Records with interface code
—————

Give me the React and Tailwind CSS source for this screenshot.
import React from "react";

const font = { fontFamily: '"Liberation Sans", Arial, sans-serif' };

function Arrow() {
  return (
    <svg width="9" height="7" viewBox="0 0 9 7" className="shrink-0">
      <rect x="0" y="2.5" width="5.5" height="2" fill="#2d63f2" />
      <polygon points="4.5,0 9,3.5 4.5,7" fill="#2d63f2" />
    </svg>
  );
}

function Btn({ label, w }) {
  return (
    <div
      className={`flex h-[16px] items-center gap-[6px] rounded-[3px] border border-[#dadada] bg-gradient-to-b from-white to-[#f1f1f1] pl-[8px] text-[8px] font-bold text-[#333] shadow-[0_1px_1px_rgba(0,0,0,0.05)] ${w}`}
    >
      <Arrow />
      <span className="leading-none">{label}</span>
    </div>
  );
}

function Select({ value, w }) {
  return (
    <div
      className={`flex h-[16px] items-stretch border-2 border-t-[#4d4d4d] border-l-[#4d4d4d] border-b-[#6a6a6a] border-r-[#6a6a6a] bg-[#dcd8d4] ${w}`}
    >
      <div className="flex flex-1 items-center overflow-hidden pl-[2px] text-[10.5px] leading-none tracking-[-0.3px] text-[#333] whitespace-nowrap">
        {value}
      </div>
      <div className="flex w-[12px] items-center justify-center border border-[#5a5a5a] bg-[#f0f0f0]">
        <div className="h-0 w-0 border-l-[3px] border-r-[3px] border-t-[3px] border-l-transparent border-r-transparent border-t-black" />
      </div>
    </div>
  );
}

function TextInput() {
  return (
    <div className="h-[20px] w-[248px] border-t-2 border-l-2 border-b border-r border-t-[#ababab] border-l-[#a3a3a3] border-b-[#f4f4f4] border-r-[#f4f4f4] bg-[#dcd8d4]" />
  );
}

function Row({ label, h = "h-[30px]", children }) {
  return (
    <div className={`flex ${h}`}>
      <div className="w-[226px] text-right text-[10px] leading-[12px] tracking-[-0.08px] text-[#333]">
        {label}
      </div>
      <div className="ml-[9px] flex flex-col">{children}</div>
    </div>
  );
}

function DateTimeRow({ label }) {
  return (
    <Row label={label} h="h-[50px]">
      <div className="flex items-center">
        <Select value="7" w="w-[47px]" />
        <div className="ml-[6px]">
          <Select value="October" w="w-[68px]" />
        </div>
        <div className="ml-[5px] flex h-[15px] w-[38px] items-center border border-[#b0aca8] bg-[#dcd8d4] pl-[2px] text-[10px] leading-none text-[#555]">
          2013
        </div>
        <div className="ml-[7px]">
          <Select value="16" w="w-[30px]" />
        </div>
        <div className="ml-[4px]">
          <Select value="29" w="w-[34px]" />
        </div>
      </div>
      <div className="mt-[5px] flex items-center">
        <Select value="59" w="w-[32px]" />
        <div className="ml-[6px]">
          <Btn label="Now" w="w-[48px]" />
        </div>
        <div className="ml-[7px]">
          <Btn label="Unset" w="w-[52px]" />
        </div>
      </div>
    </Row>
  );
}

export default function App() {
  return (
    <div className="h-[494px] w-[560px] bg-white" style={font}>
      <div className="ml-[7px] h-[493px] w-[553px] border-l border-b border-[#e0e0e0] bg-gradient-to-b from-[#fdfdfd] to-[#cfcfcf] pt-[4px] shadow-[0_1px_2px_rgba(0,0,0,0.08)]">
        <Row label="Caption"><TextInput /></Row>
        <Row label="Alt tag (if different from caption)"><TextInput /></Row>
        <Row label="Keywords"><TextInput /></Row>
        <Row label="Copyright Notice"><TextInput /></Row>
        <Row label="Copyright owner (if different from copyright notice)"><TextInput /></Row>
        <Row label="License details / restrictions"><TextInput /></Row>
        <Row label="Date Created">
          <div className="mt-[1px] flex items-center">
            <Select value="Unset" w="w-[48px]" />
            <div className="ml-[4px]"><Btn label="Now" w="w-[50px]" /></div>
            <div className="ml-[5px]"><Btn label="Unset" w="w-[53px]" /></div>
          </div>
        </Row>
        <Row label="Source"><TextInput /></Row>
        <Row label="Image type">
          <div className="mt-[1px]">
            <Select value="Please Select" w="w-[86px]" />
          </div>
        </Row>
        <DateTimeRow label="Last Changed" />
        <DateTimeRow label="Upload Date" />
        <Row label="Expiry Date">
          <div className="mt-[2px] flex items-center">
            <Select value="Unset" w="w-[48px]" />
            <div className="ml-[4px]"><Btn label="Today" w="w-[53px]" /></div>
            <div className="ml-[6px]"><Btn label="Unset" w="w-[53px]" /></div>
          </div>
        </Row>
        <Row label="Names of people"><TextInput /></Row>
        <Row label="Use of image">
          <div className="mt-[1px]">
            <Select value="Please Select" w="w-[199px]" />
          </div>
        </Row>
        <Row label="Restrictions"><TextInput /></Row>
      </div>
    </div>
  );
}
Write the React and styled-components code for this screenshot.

—————

— EXERCISE INSTRUCTIONS —
All of the data needs to be printed once more, exactly.

— ANSWER FOR THIS EXERCISE —
Give me the React and Tailwind CSS source for this screenshot.
import React from "react";

const font = { fontFamily: '"Liberation Sans", Arial, sans-serif' };

function Arrow() {
  return (
    <svg width="9" height="7" viewBox="0 0 9 7" className="shrink-0">
      <rect x="0" y="2.5" width="5.5" height="2" fill="#2d63f2" />
      <polygon points="4.5,0 9,3.5 4.5,7" fill="#2d63f2" />
    </svg>
  );
}

function Btn({ label, w }) {
  return (
    <div
      className={`flex h-[16px] items-center gap-[6px] rounded-[3px] border border-[#dadada] bg-gradient-to-b from-white to-[#f1f1f1] pl-[8px] text-[8px] font-bold text-[#333] shadow-[0_1px_1px_rgba(0,0,0,0.05)] ${w}`}
    >
      <Arrow />
      <span className="leading-none">{label}</span>
    </div>
  );
}

function Select({ value, w }) {
  return (
    <div
      className={`flex h-[16px] items-stretch border-2 border-t-[#4d4d4d] border-l-[#4d4d4d] border-b-[#6a6a6a] border-r-[#6a6a6a] bg-[#dcd8d4] ${w}`}
    >
      <div className="flex flex-1 items-center overflow-hidden pl-[2px] text-[10.5px] leading-none tracking-[-0.3px] text-[#333] whitespace-nowrap">
        {value}
      </div>
      <div className="flex w-[12px] items-center justify-center border border-[#5a5a5a] bg-[#f0f0f0]">
        <div className="h-0 w-0 border-l-[3px] border-r-[3px] border-t-[3px] border-l-transparent border-r-transparent border-t-black" />
      </div>
    </div>
  );
}

function TextInput() {
  return (
    <div className="h-[20px] w-[248px] border-t-2 border-l-2 border-b border-r border-t-[#ababab] border-l-[#a3a3a3] border-b-[#f4f4f4] border-r-[#f4f4f4] bg-[#dcd8d4]" />
  );
}

function Row({ label, h = "h-[30px]", children }) {
  return (
    <div className={`flex ${h}`}>
      <div className="w-[226px] text-right text-[10px] leading-[12px] tracking-[-0.08px] text-[#333]">
        {label}
      </div>
      <div className="ml-[9px] flex flex-col">{children}</div>
    </div>
  );
}

function DateTimeRow({ label }) {
  return (
    <Row label={label} h="h-[50px]">
      <div className="flex items-center">
        <Select value="7" w="w-[47px]" />
        <div className="ml-[6px]">
          <Select value="October" w="w-[68px]" />
        </div>
        <div className="ml-[5px] flex h-[15px] w-[38px] items-center border border-[#b0aca8] bg-[#dcd8d4] pl-[2px] text-[10px] leading-none text-[#555]">
          2013
        </div>
        <div className="ml-[7px]">
          <Select value="16" w="w-[30px]" />
        </div>
        <div className="ml-[4px]">
          <Select value="29" w="w-[34px]" />
        </div>
      </div>
      <div className="mt-[5px] flex items-center">
        <Select value="59" w="w-[32px]" />
        <div className="ml-[6px]">
          <Btn label="Now" w="w-[48px]" />
        </div>
        <div className="ml-[7px]">
          <Btn label="Unset" w="w-[52px]" />
        </div>
      </div>
    </Row>
  );
}

export default function App() {
  return (
    <div className="h-[494px] w-[560px] bg-white" style={font}>
      <div className="ml-[7px] h-[493px] w-[553px] border-l border-b border-[#e0e0e0] bg-gradient-to-b from-[#fdfdfd] to-[#cfcfcf] pt-[4px] shadow-[0_1px_2px_rgba(0,0,0,0.08)]">
        <Row label="Caption"><TextInput /></Row>
        <Row label="Alt tag (if different from caption)"><TextInput /></Row>
        <Row label="Keywords"><TextInput /></Row>
        <Row label="Copyright Notice"><TextInput /></Row>
        <Row label="Copyright owner (if different from copyright notice)"><TextInput /></Row>
        <Row label="License details / restrictions"><TextInput /></Row>
        <Row label="Date Created">
          <div className="mt-[1px] flex items-center">
            <Select value="Unset" w="w-[48px]" />
            <div className="ml-[4px]"><Btn label="Now" w="w-[50px]" /></div>
            <div className="ml-[5px]"><Btn label="Unset" w="w-[53px]" /></div>
          </div>
        </Row>
        <Row label="Source"><TextInput /></Row>
        <Row label="Image type">
          <div className="mt-[1px]">
            <Select value="Please Select" w="w-[86px]" />
          </div>
        </Row>
        <DateTimeRow label="Last Changed" />
        <DateTimeRow label="Upload Date" />
        <Row label="Expiry Date">
          <div className="mt-[2px] flex items-center">
            <Select value="Unset" w="w-[48px]" />
            <div className="ml-[4px]"><Btn label="Today" w="w-[53px]" /></div>
            <div className="ml-[6px]"><Btn label="Unset" w="w-[53px]" /></div>
          </div>
        </Row>
        <Row label="Names of people"><TextInput /></Row>
        <Row label="Use of image">
          <div className="mt-[1px]">
            <Select value="Please Select" w="w-[199px]" />
          </div>
        </Row>
        <Row label="Restrictions"><TextInput /></Row>
      </div>
    </div>
  );
}
Write the React and styled-components code for this screenshot.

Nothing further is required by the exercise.